= Todd Glickman =

American meteorologist

Todd Glickman (born June 13, 1956) is an American meteorologist whose weather reports were heard on WCBS Newsradio 880 in New York City. He was fill-in meteorologist at the station from May 1979 until the station ended its all-news programming in 2024.

==Early years==

Glickman grew up in Howard Beach, Queens and then Roslyn Heights, Long Island, NY. He attended Sands Point Academy through sixth grade, then public school in the East Williston School District, graduating from The Wheatley School in 1973. He attended the Massachusetts Institute of Technology (Cambridge, MA), and received the S.B. degree with a major in Earth and Planetary Sciences in 1977. He studied under Professor Frederick Sanders and researcher Norman Macdonald, with whom he authored a paper on atmospheric convection. Mid-career, he attended Suffolk University (Boston, MA) and received the MBA from its Executive Program in 1988.

==Career==
While an undergraduate at MIT, Glickman interned at Boston's WBZ-TV from 1975–1977, under meteorologists Norm Macdonald, Bruce Schwoegler, and Don Kent. Since he had radio weather experience from MIT's student radio station WTBS (now WMBR), when Norm Macdonald left WBZ and started the radio division of Weather Services Corporation in Bedford, MA, he asked Glickman to work part-time. After graduation, Glickman spent a year as safety director at Pierce Coach Line of Roslyn, NY, a school bus company co-owned with Pierce Country Day Camp. In 1978, Glickman accepted a part-time position with Weather Services Corporation (WSC) of Bedford, MA, and worked various shifts serving radio stations nationwide. Continuing at WSC part-time through 1993, he was heard on dozens of radio stations, including WCBS (New York City), WEEI (Boston), WRKO (Boston), WTOP (Washington, DC), KPRC (Houston), WDGY (Minneapolis), KFWB (Los Angeles), and KCMO (Kansas City). In 1979, Glickman joined Weather Services International Corporation of Bedford, MA, a start-up company in the value-added, real-time weather information business. He held a number of positions there, including media marketing manager, manager of new product development, and manager of the Government Program Office. In 1993, he joined the American Meteorological Society (Boston, MA) as assistant executive director. In 2000, Glickman joined the staff of the Massachusetts Institute of Technology in the Office of Corporate Relations Industrial Liaison Program. He was initially hired as an industrial liaison officer, and was promoted to senior industrial liaison officer in 2003 and associate director of corporate relations in 2006. In 2012, he was promoted to senior associate director of corporate relations, and in 2017 to senior director.

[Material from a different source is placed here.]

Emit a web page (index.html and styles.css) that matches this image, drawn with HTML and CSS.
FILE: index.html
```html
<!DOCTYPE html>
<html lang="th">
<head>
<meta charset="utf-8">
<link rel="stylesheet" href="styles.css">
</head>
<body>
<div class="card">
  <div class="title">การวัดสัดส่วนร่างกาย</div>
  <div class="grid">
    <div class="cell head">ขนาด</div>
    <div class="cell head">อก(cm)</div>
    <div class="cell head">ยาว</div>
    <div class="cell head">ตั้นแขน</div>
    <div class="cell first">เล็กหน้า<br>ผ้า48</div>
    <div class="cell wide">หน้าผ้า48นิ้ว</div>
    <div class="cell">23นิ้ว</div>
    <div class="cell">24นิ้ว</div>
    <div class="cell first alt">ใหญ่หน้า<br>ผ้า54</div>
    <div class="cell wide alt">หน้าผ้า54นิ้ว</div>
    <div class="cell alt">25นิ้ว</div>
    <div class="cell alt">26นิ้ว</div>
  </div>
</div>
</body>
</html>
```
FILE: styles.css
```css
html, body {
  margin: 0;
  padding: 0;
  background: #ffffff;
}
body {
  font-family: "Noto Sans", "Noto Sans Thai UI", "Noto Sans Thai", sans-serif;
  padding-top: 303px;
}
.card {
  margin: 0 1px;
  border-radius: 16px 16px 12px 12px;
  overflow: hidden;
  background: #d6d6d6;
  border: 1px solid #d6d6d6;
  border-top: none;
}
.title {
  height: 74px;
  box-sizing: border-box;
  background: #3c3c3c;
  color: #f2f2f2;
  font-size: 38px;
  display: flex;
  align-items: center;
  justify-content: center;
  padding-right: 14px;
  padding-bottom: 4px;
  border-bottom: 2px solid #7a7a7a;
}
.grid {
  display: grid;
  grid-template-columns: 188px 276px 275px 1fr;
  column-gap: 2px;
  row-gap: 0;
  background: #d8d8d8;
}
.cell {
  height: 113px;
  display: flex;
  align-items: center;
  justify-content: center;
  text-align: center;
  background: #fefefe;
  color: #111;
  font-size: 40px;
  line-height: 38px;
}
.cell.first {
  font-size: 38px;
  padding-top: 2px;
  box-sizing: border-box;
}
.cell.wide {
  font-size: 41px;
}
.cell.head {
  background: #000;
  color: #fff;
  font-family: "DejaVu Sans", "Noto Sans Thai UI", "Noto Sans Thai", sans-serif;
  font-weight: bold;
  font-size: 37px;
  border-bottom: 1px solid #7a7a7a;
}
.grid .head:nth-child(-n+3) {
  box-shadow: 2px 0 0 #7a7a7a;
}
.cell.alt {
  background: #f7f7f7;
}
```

He has held a number of consulting assignments, including voice-over artist for Boston-area video production houses, per diem reporter for CBS Radio news, and aviation weather instructor for the US Airways Shuttle.

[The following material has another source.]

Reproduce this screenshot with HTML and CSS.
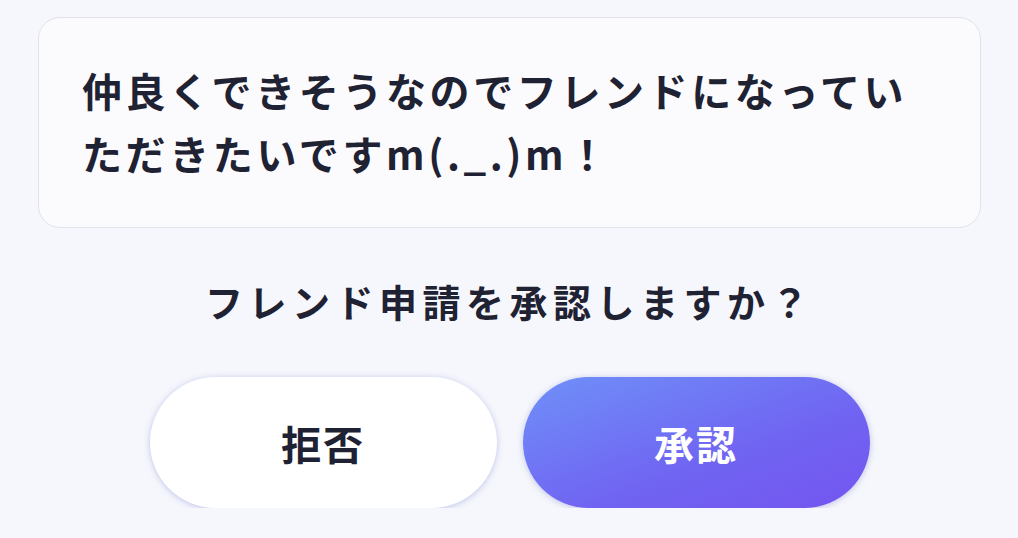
FILE: index.html
```html
<!DOCTYPE html>
<html lang="ja">
<head>
  <meta charset="UTF-8">
  <title>フレンド申請</title>
  <link rel="stylesheet" href="styles.css">
</head>
<body>

<!-- フレンド申請ダイアログ -->
<main class="request">
  <div class="message-card">
    <p class="message">仲良くできそうなのでフレンドになっていただきたいですm(._.)m！</p>
  </div>

  <p class="question">フレンド申請を承認しますか？</p>

  <div class="actions">
    <button class="btn btn-reject">拒否</button>
    <button class="btn btn-accept">承認</button>
  </div>
</main>

</body>
</html>
```

FILE: styles.css
```css
* { box-sizing: border-box; }

body {
  margin: 0;
  background: #f6f7fc;
  color: #1f2232;
  font-family: "Noto Sans CJK JP", "Noto Sans", sans-serif;
}

.request {
  padding: 17px 37px 0 38px;
  display: flex;
  flex-direction: column;
  align-items: center;
}

.message-card {
  width: 100%;
  height: 211px;
  padding: 41px 40px 0 43px;
  background: #fbfbfe;
  border: 1px solid #e1e3ec;
  border-radius: 22px;
}

.message {
  margin: 0;
  font-size: 40px;
  font-weight: 600;
  line-height: 63px;
  letter-spacing: 3.6px;
}

.question {
  margin: 48px 0 0;
  font-size: 38px;
  font-weight: 600;
  line-height: 50px;
  letter-spacing: 5.5px;
}

.actions {
  display: flex;
  gap: 26px;
  margin-top: 51px;
}

.btn {
  width: 347px;
  height: 131px;
  border: none;
  border-radius: 66px;
  font-family: inherit;
  font-size: 40px;
  font-weight: 600;
  letter-spacing: 2px;
  cursor: pointer;
  box-shadow: 0 1px 6px rgba(120, 132, 210, 0.45);
}

.btn-reject {
  background: #ffffff;
  color: #1f2232;
}

.btn-accept {
  background: linear-gradient(160deg, #6f90f8 0%, #7064f2 60%, #7455ef 100%);
  color: #ffffff;
}
```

==Awards and certifications==

Glickman has been honored with several awards over the course of his career. He was elected a Fellow of the American Meteorological Society (AMS) in 1995, and received the Society's "Special Award" for his work as Managing Editor of the Glossary of Meteorology, second edition, in 2000. He was awarded the AMS's Seal of Approval for Radio Weathercasting in 1979, and its new Certified Broadcast Meteorologist designation in 2005. He has served on and chaired a number of AMS Committees, including the Board of Broadcast Meteorology, Board of Aviation Meteorology, Board of Continuing Education, and Board of Private Sector Meteorology. He serves as the Chair of the AMS Board of Broadcast Meteorology Certification Appeals Committee, and on the Society's Commission on Weather and Climate Enterprise Steering Committee.

==Other interests==
Glickman engages in a number of community volunteer activities. Since 1979, he has been an on-air host of the WGBH-TV "Channel 2 Auction", the Boston-area Public Broadcasting Service (PBS) public television station annual pledge drive. Since 1988, he has been an officer and docent at the Seashore Trolley Museum of Kennebunkport, ME, most recently serving as an Instructor for the Museum's operating fleet of streetcars, rapid transit vehicles, and historic buses. He has also served as an officer and trustee of the Technology Broadcasting Corporation (and its predecessor the WTBS Foundation, Inc.), the licensee of MIT's radio station WMBR since 1981.

As of 2025, Glickman is retired -- WCBS radio shut down in August 2024, and he retired from the staff at MIT. Currently he is serving pro-bono as corporate Secretary of the American Meteorological Society as well as continuing to volunteer at the Seashore Trolley Museum as its Chief Instructor, trustee of WMBR Radio, and on the board of directors of the Market Street Railway in San Francisco.